Cargoes of sealskins, kangaroo and wallaby skins, and salt were collected by small vessels, operating out of eastern Australian ports and ranging as far west as King George South in Western Australia and as far east as New Zealnd. Salt, scraped from lagoons near Nepean Bay, was used for curing the skins before dispatch to the warehouses of Canton, Calcutta and London.
Sealing along the South Australian coast reached its peak in the late 1820s. A number of sealers, runaway sailors and ex-convicts, together with several Aborigines from Van Diemen's Land, and Aboriginal women abducted from the mainland, lived for lengthy periods on Kangaroo Island.
In the 1830s the winter migration route of the black or 'right' whale traversed the southern coast of the Australian continent westwards from Bass Strait and passed close to Kangaroo Island and Encounter Bay. Seizing the opportunity to combine quick profits from whaling with its longer term land investments, the South Australian Company, in 1836, selected Nepean Bay on Kangaroo Island to be the seat of its commercial and shipping operations.
Two fully-equipped whaling ships, the Duke of York and the Lady Mary Pelham, were the first of the 1836 colonisation fleet to arrive. After landing their emigrants, they departed for whaling grounds in the Pacific. Henceforth the company operated from shore whaling stations on Kangaroo Island, Fleurieu Peninsula and the entrance to Spencer Gulf. Commercially, the South Australian Company's whaling operations were disappointing, and by 1842 its whaling stations had been disposed of to private parties. Foreign deep-sea whaling vessels sometimes came inshore and competed with land-bases whalers for the diminishing black whale. The shore station at Rosetta Head, Encounter Bay, operated intermittently until 1872.

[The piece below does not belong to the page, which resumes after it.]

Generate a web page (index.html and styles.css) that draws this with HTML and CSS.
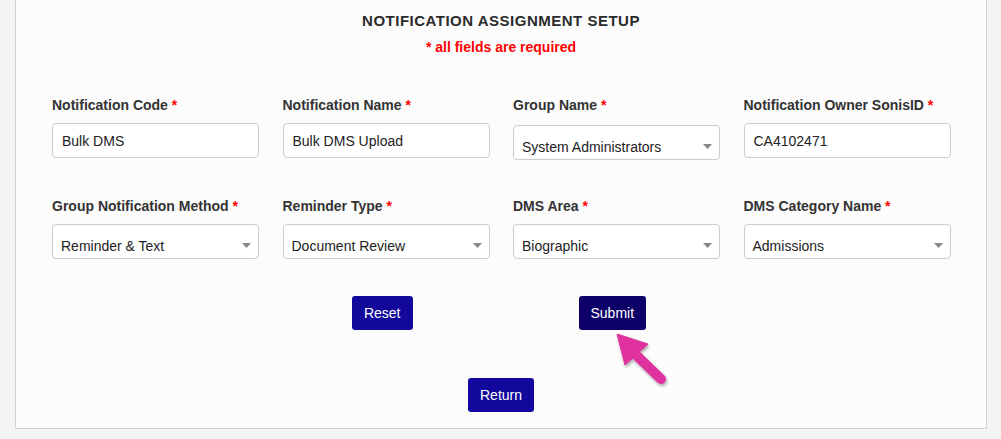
FILE: index.html
```html
<!DOCTYPE html>
<html lang="en">
<head>
<meta charset="utf-8">
<title>Notification Assignment Setup</title>
<link rel="stylesheet" href="styles.css">
</head>
<body>
<div class="card">
  <h1 class="title">NOTIFICATION ASSIGNMENT SETUP</h1>
  <p class="required-note">* all fields are required</p>

  <div class="form-grid">
    <div class="field">
      <label class="label">Notification Code <span class="req">*</span></label>
      <div class="input">Bulk DMS</div>
    </div>
    <div class="field">
      <label class="label">Notification Name <span class="req">*</span></label>
      <div class="input">Bulk DMS Upload</div>
    </div>
    <div class="field">
      <label class="label">Group Name <span class="req">*</span></label>
      <div class="select select-offset"><span>System Administrators</span><svg class="caret" width="9" height="5" viewBox="0 0 9 5"><path d="M0 0H9L4.5 5Z" fill="#888"/></svg></div>
    </div>
    <div class="field">
      <label class="label">Notification Owner SonisID <span class="req">*</span></label>
      <div class="input">CA4102471</div>
    </div>

    <div class="field">
      <label class="label">Group Notification Method <span class="req">*</span></label>
      <div class="select"><span>Reminder &amp; Text</span><svg class="caret" width="9" height="5" viewBox="0 0 9 5"><path d="M0 0H9L4.5 5Z" fill="#888"/></svg></div>
    </div>
    <div class="field">
      <label class="label">Reminder Type <span class="req">*</span></label>
      <div class="select"><span>Document Review</span><svg class="caret" width="9" height="5" viewBox="0 0 9 5"><path d="M0 0H9L4.5 5Z" fill="#888"/></svg></div>
    </div>
    <div class="field">
      <label class="label">DMS Area <span class="req">*</span></label>
      <div class="select"><span>Biographic</span><svg class="caret" width="9" height="5" viewBox="0 0 9 5"><path d="M0 0H9L4.5 5Z" fill="#888"/></svg></div>
    </div>
    <div class="field">
      <label class="label">DMS Category Name <span class="req">*</span></label>
      <div class="select"><span>Admissions</span><svg class="caret" width="9" height="5" viewBox="0 0 9 5"><path d="M0 0H9L4.5 5Z" fill="#888"/></svg></div>
    </div>
  </div>

  <div class="actions">
    <button class="btn">Reset</button>
    <button class="btn btn-active">Submit</button>
  </div>
  <div class="actions-return">
    <button class="btn">Return</button>
  </div>
</div>

<svg class="pointer-arrow" width="70" height="70" viewBox="0 0 70 70">
  <defs>
    <filter id="sh" x="-20%" y="-20%" width="150%" height="150%">
      <feDropShadow dx="1" dy="2" stdDeviation="1.5" flood-color="#000" flood-opacity="0.35"/>
    </filter>
  </defs>
  <g filter="url(#sh)" fill="#e0309e" stroke="#e0309e">
    <line x1="30" y1="29" x2="56" y2="54" stroke-width="10" stroke-linecap="round"/>
    <polygon points="12,9 20,40 43,19" stroke-width="1" stroke-linejoin="round"/>
  </g>
</svg>
</body>
</html>
```

FILE: styles.css
```css
* { box-sizing: border-box; }

html, body {
  margin: 0;
  padding: 0;
}

body {
  background: #f4f4f4;
  font-family: "Liberation Sans", Arial, sans-serif;
  color: #333;
  position: relative;
  width: 1001px;
  height: 439px;
  overflow: hidden;
}

.card {
  margin-left: 15px;
  width: 972px;
  height: 429px;
  background: #fcfcfc;
  border: 1px solid #d3d3d3;
  border-top: none;
  display: flex;
  flex-direction: column;
}

.title {
  margin: 13px 0 0;
  font-size: 15px;
  line-height: 16px;
  font-weight: bold;
  letter-spacing: 0.5px;
  text-align: center;
  color: #2b2b2b;
}

.required-note {
  margin: 10px 0 0;
  font-size: 14px;
  line-height: 16px;
  font-weight: bold;
  color: #ff0000;
  text-align: center;
}

.form-grid {
  margin-top: 42px;
  padding-left: 36px;
  display: grid;
  grid-template-columns: repeat(4, 230.5px);
  row-gap: 40px;
}

.field {
  display: flex;
  flex-direction: column;
}

.label {
  font-size: 14px;
  line-height: 16px;
  font-weight: bold;
  color: #333;
  margin-bottom: 10px;
}

.req {
  color: #f00;
}

.input,
.select {
  width: 207px;
  height: 35px;
  background: #fff;
  border: 1px solid #ccc;
  border-radius: 4px;
  font-size: 14px;
  color: #222;
}

.input {
  display: flex;
  align-items: center;
  padding-left: 9px;
}

.select {
  display: flex;
  align-items: center;
  justify-content: space-between;
  padding: 8px 7px 0 8px;
}

.select-offset {
  margin-top: 2px;
  margin-bottom: -2px;
}

.caret {
  display: block;
}

.actions {
  margin-top: 37px;
  display: flex;
  justify-content: center;
  gap: 166px;
  padding-right: 4px;
}

.actions-return {
  margin-top: 48px;
  display: flex;
  justify-content: center;
}

.btn {
  height: 34px;
  padding: 0 12px;
  border: none;
  border-radius: 3px;
  background: #12089c;
  color: #fff;
  font-family: "Liberation Sans", Arial, sans-serif;
  font-size: 14px;
}

.btn-active {
  background: #0d0069;
}

.pointer-arrow {
  position: absolute;
  left: 605px;
  top: 325px;
}
```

Sole responsibility for determining the site of the settlement and first land surveys was given by the Colonisation Commissioners to Colonel William Light as Surveyor-General. Light left England on the brig Rapid on 4 May 1836 and arrived at Nepean Bay on 20 August. He faced the daunting task of evaluating alternative sites for the capital before the expected arrival of emigrant ships within two months.
Light was quickly convinced that, of all the sites he was instructed to consider, the essential combination of a safe harbour, good water supplies and productive soil lay on the eastern side of Gulf St Vincent. However, the spring weather was unexpectedly tempestuous and changeable, delaying the surveys but providing excellent confirmation of the safety of Holdfast Bay for vessels riding out storms. There were also delays in finding the vital southern arm of the Port River, and a further three weeks of diversionary exploration to reject Port Lincoln as a contender for the first site.
Finally, on 17 December, Light determined on the choice of the Adelaide Plains as the area in which the capital should be sited. On 22 December the Rapid and the emigrant ship Tam O'Shanter entered the tidal inlet that would later be known as the Port River, preceded by Light in a small boat, He wrote, "… it was really beautiful to look back and see two British ships for the first time sailing up between the mangroves, in fine smooth water, in a creek … which at some future period might be the channel of import and export of a great commercial capital".
The first governor, Captain John Hindmarsh, arrived at Holdfast Bay in the Buffalo on 28 December after first calling at Port Lincoln. That afternoon, with some 200 colonists assembled ashore, Hindmarsh announced the commencement of government in South Australia.